I was still miffed that He was dealing with me so firmly in such a sensitive moment. Yet I knew His timing, like His love, was perfect. So I listened.
"I am a good God not because Colby is walking away from this," He continued. "I am a good God because I am faithful. Faithful doesn't always look like getting the answer you like. I was in the midst of this. I was in the car, and I am in every situation, even when it's painful and difficult."
This was all true, but I wasn't going to answer quickly or untruthfully. I needed to sit with this one for a moment. I still had two younger kids who didn't have their driver's licenses yet—they were both home when I dashed out the door. Like any mom, the two main things I worried about—pardon me, prayed about—were that I would never do anything to mess up my kids and that they would suffer no harm in instances like this. The first one I had some control over; the second one I didn't. Would I affirm that I trusted a good God whatever future outcomes might be?

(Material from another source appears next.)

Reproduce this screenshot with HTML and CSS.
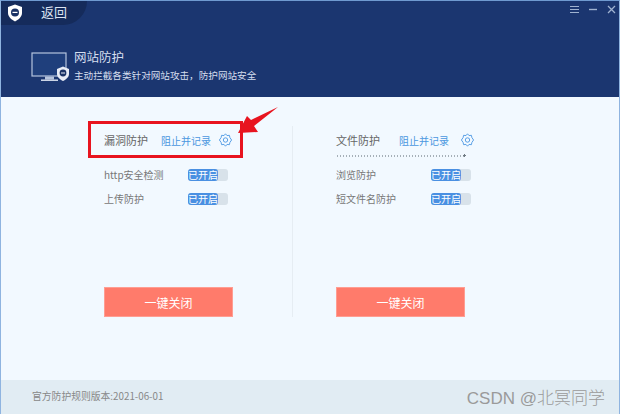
FILE: index.html
```html
<!DOCTYPE html>
<html lang="zh-CN">
<head>
    <meta charset="UTF-8">
    <meta name="viewport" content="width=device-width, initial-scale=1.0">
    <title>网站防护</title>
    <link rel="stylesheet" href="styles.css">
</head>
<body>
    <div class="window">
        <header class="header">
            <div class="top-bar">
                <div class="back-tab">
                    <svg class="logo" width="16" height="18" viewBox="0 0 16 18">
                        <path d="M8 0.5 L15 3 V9 C15 13 11 16 8 17.5 C5 16 1 13 1 9 V3 Z" fill="#ffffff"/>
                        <circle cx="8" cy="8.5" r="4" fill="#1b3366"/>
                        <rect x="5.5" y="7.8" width="5" height="1.2" fill="#ffffff"/>
                    </svg>
                    <span class="back-text">返回</span>
                </div>
                <div class="window-controls">
                    <svg class="controls-icon" width="50" height="12" viewBox="0 0 50 12">
                        <path d="M1 2.5H10M1 5.5H10M1 8.5H10" stroke="#9fb2d0" stroke-width="1.2"/>
                        <path d="M20 5.5H28" stroke="#9fb2d0" stroke-width="1.4"/>
                        <path d="M39 2L46 9M46 2L39 9" stroke="#9fb2d0" stroke-width="1.3"/>
                    </svg>
                </div>
            </div>
            <div class="intro">
                <svg class="monitor" width="38" height="32" viewBox="0 0 38 32">
                    <rect x="1" y="1" width="34" height="23" fill="#1f3f7c" stroke="#b5c4de" stroke-width="1.2"/>
                    <rect x="14" y="24.5" width="9" height="3" fill="#b5c4de"/>
                    <rect x="10" y="27.5" width="17" height="1.4" fill="#dfe6f2"/>
                    <path d="M32 14.5 L38 17 V22 C38 25 35 27.5 32 29 C29 27.5 26 25 26 22 V17 Z" fill="#e8ecf6"/>
                    <circle cx="32" cy="21" r="3.4" fill="#1b3366"/>
                    <rect x="30" y="20.5" width="4" height="1" fill="#e8ecf6"/>
                </svg>
                <div class="intro-text">
                    <h1 class="intro-title">网站防护</h1>
                    <p class="intro-desc">主动拦截各类针对网站攻击，防护网站安全</p>
                </div>
            </div>
        </header>

        <main class="content">
            <section class="column column-left">
                <div class="column-head">
                    <span class="column-title">漏洞防护</span>
                    <a class="column-mode">阻止并记录</a>
                    <svg class="gear" width="13" height="14" viewBox="0 0 13 14">
                        <path d="M6.5 0.8 L8 2.6 L10.4 2.3 L10.9 4.6 L12.6 7 L10.9 9.4 L10.4 11.7 L8 11.4 L6.5 13.2 L5 11.4 L2.6 11.7 L2.1 9.4 L0.4 7 L2.1 4.6 L2.6 2.3 L5 2.6 Z" fill="none" stroke="#5aa0e6" stroke-width="1"/>
                        <circle cx="6.5" cy="7" r="2.2" fill="none" stroke="#5aa0e6" stroke-width="1"/>
                    </svg>
                </div>
                <div class="rows">
                    <div class="row">
                        <span class="row-name">http安全检测</span>
                        <span class="toggle"><span class="toggle-on">已开启</span></span>
                    </div>
                    <div class="row">
                        <span class="row-name">上传防护</span>
                        <span class="toggle"><span class="toggle-on">已开启</span></span>
                    </div>
                </div>
                <button class="close-button">一键关闭</button>
            </section>
            <section class="column column-right">
                <div class="column-head column-head-dotted">
                    <span class="column-title">文件防护</span>
                    <a class="column-mode">阻止并记录</a>
                    <svg class="gear" width="13" height="14" viewBox="0 0 13 14">
                        <path d="M6.5 0.8 L8 2.6 L10.4 2.3 L10.9 4.6 L12.6 7 L10.9 9.4 L10.4 11.7 L8 11.4 L6.5 13.2 L5 11.4 L2.6 11.7 L2.1 9.4 L0.4 7 L2.1 4.6 L2.6 2.3 L5 2.6 Z" fill="none" stroke="#5aa0e6" stroke-width="1"/>
                        <circle cx="6.5" cy="7" r="2.2" fill="none" stroke="#5aa0e6" stroke-width="1"/>
                    </svg>
                </div>
                <div class="rows">
                    <div class="row">
                        <span class="row-name">浏览防护</span>
                        <span class="toggle"><span class="toggle-on">已开启</span></span>
                    </div>
                    <div class="row">
                        <span class="row-name">短文件名防护</span>
                        <span class="toggle"><span class="toggle-on">已开启</span></span>
                    </div>
                </div>
                <button class="close-button">一键关闭</button>
            </section>

            <div class="red-box"></div>
            <svg class="red-arrow" width="44" height="32" viewBox="0 0 44 32">
                <path d="M2 30 L11 13 L15 17 L42 4 L18 23 L22 29 Z" fill="#e8141f"/>
            </svg>
        </main>

        <footer class="footer">
            <span class="rule-version">官方防护规则版本:2021-06-01</span>
            <span class="watermark">CSDN @北冥同学</span>
        </footer>
    </div>
</body>
</html>
```
FILE: styles.css
```css
html, body {
    margin: 0;
    padding: 0;
}
body {
    font-family: "Noto Sans CJK SC", "Liberation Sans", sans-serif;
    background-color: #f2f9ff;
}
.window {
    width: 620px;
    height: 414px;
    box-sizing: border-box;
    display: flex;
    flex-direction: column;
    border-left: 1px solid #8fb4e0;
    border-right: 1px solid #8fb4e0;
    border-top: 1px solid #6f9ad0;
}
.header {
    height: 96px;
    background-color: #1b3670;
    color: #ffffff;
}
.top-bar {
    display: flex;
    justify-content: space-between;
}
.back-tab {
    width: 86px;
    height: 24px;
    display: flex;
    align-items: center;
    background-color: #152b5b;
    border-bottom-right-radius: 24px;
    padding-left: 6px;
    box-sizing: border-box;
}
.back-text {
    margin-left: 18px;
    font-size: 13px;
    line-height: 20px;
    margin-bottom: 3px;
    color: #dbe3f1;
}
.window-controls {
    padding-top: 3px;
}
.controls-icon {
    display: block;
}
.intro {
    display: flex;
    align-items: flex-start;
    padding: 27px 0 0 30px;
}
.monitor {
    margin-right: 5px;
    flex-shrink: 0;
}
.intro-text {
    margin-top: -3px;
}
.intro-title {
    margin: 0;
    font-size: 12.5px;
    font-weight: normal;
    line-height: 16px;
    color: #d5deee;
}
.intro-desc {
    margin: 3px 0 0;
    font-size: 9.6px;
    line-height: 14px;
    color: #d5deee;
}
.content {
    flex: 1;
    position: relative;
    display: flex;
    padding-top: 29px;
}
.column {
    box-sizing: border-box;
    height: 191px;
    display: flex;
    flex-direction: column;
}
.column-left {
    width: 292px;
    padding-left: 103px;
    border-right: 1px solid #e6edf3;
}
.column-right {
    padding-left: 43px;
}
.column-head {
    width: 130px;
    height: 28px;
    display: flex;
    align-items: center;
    padding-bottom: 3px;
    box-sizing: content-box;
}
.column-head-dotted {
    background-image: radial-gradient(circle, #6f7a82 1.1px, transparent 1.4px), radial-gradient(circle, #a6b0b8 0.6px, transparent 0.8px);
    background-size: 3px 3px, 3px 2px;
    background-position: right bottom, left bottom;
    background-repeat: no-repeat, repeat-x;
}
.column-title {
    flex: none;
    font-size: 11px;
    color: #666666;
    width: 57px;
}
.column-head-dotted .column-title {
    width: 63px;
}
.column-mode {
    flex: none;
    font-size: 10px;
    color: #4a97e0;
    width: 58px;
}
.column-head-dotted .column-mode {
    width: 62px;
}
.gear {
    flex: none;
}
.rows {
    display: flex;
    flex-direction: column;
    gap: 12px;
    margin-top: 12px;
}
.row {
    display: flex;
    align-items: center;
    height: 12px;
}
.row-name {
    width: 84px;
    font-size: 10px;
    line-height: 12px;
    margin-bottom: 1px;
    color: #777777;
}
.column-right .row-name {
    width: 95px;
}
.toggle {
    width: 40px;
    height: 12px;
    background-color: #d8e2ea;
    border-radius: 3px;
    display: block;
}
.toggle-on {
    display: block;
    width: 30px;
    height: 12px;
    background-color: #4a90e2;
    border-radius: 3px;
    color: #ffffff;
    font-size: 10px;
    line-height: 12px;
    text-align: center;
}
.close-button {
    margin-top: auto;
    width: 129px;
    height: 30px;
    border: 1px solid #ff9d92;
    background-color: #ff7b6b;
    color: #ffffff;
    font-family: inherit;
    font-size: 12px;
    padding: 0;
}
.footer {
    height: 34px;
    box-sizing: border-box;
    padding: 0 14px 2px 31px;
    background-color: #e1ecf3;
    display: flex;
    align-items: center;
    justify-content: space-between;
}
.rule-version {
    font-size: 9.8px;
    color: #888888;
}
.watermark {
    font-size: 17px;
    font-weight: 300;
    color: #9a9a9a;
    font-family: "Liberation Sans", "Noto Sans CJK SC", sans-serif;
}
.red-box {
    position: absolute;
    left: 87px;
    top: 24px;
    width: 155px;
    height: 37px;
    box-sizing: border-box;
    border: 3px solid #e8141f;
}
.red-arrow {
    position: absolute;
    left: 235px;
    top: 6px;
}
```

Or would my trust be situational and outcome based?
I wanted to say yes to the first question, but I didn't want to verbalize it. It felt like sitting in an emergency row on an airplane when the steward asks, "Are you willing to assist in an emergency?" Just nodding your head doesn't count. They tell you, "I need a verbal yes." I was nodding my head to God, but I felt as if He was saying, "That's not enough. I need a verbal yes."
So I said it.
"Yes, God. I trust You. I will give You full rein in my heart. I give You everything. I promise that even if I weren't walking away with my son alive, my faith is in You alone."
This was nonnegotiable. I was giving Him full access to my heart, risking great pain. But I had made my choice.